[Interface markup and scripts]

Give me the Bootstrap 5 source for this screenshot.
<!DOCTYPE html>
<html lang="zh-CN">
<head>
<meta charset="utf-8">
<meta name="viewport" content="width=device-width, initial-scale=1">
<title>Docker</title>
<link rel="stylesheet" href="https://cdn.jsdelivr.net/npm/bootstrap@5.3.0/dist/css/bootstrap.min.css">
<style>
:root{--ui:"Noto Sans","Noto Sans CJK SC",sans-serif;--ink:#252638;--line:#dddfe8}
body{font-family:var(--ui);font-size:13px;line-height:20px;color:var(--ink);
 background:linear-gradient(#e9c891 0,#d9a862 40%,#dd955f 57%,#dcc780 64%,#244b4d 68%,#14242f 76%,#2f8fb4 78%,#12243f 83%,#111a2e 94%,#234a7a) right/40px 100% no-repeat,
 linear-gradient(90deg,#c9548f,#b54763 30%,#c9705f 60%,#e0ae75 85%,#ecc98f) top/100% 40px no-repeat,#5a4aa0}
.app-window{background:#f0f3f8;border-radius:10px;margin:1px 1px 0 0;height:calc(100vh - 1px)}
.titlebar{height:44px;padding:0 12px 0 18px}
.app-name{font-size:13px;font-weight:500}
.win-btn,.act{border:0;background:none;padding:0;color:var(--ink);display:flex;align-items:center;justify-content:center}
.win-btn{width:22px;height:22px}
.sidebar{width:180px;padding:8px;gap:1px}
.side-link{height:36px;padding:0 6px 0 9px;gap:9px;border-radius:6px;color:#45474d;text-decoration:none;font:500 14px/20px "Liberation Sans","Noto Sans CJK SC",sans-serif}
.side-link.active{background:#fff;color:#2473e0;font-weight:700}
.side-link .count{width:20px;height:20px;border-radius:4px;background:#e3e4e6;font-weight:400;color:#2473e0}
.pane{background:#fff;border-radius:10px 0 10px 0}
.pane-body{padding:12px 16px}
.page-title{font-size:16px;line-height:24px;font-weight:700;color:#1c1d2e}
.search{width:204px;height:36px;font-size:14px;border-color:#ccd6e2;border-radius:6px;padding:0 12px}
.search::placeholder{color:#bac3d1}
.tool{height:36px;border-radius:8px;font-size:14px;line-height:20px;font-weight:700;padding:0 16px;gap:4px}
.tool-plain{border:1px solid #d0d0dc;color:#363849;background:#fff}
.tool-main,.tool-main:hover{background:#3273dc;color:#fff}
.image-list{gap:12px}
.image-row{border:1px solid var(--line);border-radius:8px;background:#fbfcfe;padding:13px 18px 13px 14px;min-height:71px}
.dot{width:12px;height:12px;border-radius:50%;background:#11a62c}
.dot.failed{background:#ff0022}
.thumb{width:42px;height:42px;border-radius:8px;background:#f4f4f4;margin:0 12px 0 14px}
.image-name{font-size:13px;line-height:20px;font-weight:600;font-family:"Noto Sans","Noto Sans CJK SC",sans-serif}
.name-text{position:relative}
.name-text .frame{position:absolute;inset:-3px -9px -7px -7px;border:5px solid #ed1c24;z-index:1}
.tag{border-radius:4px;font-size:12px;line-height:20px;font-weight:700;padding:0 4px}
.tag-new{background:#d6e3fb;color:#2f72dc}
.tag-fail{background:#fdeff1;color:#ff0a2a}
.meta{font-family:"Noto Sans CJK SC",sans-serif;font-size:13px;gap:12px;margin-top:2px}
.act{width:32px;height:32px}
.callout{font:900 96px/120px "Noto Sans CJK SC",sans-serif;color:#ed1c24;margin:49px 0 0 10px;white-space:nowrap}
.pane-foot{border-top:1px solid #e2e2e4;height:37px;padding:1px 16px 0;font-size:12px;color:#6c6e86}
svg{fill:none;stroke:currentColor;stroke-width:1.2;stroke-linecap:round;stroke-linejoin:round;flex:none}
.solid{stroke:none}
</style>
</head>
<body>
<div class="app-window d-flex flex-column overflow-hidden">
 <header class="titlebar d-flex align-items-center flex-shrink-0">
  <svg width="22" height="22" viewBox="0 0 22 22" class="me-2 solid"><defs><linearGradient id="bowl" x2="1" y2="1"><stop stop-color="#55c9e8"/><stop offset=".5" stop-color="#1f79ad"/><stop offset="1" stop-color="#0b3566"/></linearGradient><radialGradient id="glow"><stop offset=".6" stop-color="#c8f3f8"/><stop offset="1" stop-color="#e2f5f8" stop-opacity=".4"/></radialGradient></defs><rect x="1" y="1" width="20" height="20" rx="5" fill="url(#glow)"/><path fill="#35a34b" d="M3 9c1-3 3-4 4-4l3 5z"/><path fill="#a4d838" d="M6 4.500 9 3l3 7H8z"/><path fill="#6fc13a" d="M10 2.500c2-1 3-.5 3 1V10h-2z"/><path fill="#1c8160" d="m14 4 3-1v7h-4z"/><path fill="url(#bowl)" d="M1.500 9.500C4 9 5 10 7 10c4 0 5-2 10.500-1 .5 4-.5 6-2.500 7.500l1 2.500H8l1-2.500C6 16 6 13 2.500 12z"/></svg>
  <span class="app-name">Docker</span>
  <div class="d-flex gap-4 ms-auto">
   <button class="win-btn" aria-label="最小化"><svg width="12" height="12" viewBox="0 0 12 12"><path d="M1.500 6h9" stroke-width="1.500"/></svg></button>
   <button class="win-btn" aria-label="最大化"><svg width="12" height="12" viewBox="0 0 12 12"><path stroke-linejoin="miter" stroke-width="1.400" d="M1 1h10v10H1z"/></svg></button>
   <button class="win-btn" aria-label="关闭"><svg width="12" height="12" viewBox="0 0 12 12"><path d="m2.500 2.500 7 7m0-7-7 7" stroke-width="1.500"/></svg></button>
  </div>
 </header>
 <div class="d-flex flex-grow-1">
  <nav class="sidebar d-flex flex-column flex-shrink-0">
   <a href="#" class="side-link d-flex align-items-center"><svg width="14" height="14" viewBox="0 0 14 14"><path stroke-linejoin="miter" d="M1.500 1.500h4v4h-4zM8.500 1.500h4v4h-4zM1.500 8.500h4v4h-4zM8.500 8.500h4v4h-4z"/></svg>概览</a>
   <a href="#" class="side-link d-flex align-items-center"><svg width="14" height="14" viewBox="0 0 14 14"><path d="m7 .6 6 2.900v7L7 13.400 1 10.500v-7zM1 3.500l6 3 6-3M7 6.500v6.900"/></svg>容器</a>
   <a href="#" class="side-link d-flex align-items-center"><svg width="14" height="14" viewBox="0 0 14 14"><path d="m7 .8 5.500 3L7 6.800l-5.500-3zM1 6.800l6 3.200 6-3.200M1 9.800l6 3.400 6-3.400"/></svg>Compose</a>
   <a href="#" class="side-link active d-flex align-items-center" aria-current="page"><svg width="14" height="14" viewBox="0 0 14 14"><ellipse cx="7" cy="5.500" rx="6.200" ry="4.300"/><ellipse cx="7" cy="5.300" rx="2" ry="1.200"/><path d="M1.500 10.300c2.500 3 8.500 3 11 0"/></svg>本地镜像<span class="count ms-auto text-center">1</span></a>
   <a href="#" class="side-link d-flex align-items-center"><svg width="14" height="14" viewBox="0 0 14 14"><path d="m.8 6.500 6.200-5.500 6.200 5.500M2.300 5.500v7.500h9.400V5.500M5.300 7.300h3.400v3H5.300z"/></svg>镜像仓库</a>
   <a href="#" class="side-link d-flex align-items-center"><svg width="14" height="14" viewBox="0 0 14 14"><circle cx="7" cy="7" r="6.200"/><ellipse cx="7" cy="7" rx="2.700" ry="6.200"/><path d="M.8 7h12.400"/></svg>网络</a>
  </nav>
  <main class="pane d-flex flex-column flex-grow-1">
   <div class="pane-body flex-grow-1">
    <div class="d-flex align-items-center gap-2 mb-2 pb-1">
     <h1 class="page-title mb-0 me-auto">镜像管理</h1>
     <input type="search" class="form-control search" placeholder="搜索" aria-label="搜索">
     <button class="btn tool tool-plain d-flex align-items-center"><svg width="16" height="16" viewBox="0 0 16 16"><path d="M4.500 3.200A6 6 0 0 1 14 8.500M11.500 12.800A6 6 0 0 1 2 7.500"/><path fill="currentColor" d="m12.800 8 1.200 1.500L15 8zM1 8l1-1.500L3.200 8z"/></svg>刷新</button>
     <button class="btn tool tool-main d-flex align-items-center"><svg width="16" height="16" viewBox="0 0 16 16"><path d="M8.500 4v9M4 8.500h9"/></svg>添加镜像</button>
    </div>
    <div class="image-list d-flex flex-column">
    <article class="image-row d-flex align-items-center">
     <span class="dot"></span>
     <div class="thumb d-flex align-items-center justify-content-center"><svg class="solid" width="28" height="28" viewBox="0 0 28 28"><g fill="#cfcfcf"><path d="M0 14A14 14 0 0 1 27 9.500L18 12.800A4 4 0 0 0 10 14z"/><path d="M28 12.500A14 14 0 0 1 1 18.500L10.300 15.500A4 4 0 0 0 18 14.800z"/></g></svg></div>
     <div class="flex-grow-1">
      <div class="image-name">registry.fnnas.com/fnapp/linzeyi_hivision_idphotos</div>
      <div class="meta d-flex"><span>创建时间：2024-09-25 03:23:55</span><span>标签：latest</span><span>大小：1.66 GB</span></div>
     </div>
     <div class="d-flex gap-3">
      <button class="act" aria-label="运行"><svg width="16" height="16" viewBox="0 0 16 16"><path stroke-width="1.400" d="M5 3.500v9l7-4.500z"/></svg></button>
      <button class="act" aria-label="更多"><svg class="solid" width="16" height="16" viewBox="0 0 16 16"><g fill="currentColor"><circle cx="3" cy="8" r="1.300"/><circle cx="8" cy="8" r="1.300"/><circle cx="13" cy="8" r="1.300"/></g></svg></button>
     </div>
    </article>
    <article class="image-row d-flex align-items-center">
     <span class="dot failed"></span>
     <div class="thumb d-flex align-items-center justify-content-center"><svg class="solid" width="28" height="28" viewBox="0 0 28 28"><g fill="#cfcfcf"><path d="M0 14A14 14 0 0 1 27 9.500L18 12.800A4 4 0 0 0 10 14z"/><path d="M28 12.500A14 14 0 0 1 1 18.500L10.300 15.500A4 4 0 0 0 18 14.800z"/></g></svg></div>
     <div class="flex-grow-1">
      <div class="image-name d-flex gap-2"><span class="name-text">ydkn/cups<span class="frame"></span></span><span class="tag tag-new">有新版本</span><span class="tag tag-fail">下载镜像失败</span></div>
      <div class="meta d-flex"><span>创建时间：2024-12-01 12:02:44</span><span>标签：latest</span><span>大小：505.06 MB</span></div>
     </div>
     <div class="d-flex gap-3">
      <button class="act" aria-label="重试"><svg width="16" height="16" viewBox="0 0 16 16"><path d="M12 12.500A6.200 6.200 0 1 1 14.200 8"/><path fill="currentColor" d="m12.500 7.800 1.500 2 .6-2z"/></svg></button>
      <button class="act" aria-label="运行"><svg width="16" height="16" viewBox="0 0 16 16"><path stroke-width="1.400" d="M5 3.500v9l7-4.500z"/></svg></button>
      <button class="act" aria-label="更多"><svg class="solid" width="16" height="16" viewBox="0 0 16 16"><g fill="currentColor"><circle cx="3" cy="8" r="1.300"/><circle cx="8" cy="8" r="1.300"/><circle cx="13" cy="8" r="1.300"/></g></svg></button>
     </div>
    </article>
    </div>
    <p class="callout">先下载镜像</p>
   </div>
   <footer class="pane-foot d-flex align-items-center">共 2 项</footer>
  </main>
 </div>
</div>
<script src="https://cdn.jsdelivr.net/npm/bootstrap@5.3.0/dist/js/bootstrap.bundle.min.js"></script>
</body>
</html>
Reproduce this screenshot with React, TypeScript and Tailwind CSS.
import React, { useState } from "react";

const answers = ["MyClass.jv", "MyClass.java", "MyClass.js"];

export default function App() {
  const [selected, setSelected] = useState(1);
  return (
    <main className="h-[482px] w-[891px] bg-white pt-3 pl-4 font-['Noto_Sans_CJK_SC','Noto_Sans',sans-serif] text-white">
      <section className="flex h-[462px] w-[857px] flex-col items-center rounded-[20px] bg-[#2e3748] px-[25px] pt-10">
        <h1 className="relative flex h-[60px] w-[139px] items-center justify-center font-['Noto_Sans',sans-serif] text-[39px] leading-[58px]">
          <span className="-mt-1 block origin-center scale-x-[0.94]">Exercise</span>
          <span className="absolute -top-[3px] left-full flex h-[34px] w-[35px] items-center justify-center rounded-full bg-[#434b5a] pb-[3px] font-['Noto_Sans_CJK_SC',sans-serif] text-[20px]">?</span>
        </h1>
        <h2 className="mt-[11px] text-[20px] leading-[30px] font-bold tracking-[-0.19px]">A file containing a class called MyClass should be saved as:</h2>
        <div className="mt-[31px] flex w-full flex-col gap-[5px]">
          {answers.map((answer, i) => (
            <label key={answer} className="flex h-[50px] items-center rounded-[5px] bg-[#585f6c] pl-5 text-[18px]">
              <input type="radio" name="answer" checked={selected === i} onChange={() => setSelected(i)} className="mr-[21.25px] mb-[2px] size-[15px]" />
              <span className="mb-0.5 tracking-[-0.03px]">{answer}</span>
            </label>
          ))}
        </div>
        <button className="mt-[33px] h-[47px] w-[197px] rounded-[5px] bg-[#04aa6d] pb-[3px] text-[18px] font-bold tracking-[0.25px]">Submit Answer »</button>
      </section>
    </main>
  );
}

▶ [WHAT THE TASK REQUIRES]:
Filter for "React". Return all lines that hold it.

▶ [TASK SOLUTION]:
Reproduce this screenshot with React, TypeScript and Tailwind CSS.
import React, { useState } from "react";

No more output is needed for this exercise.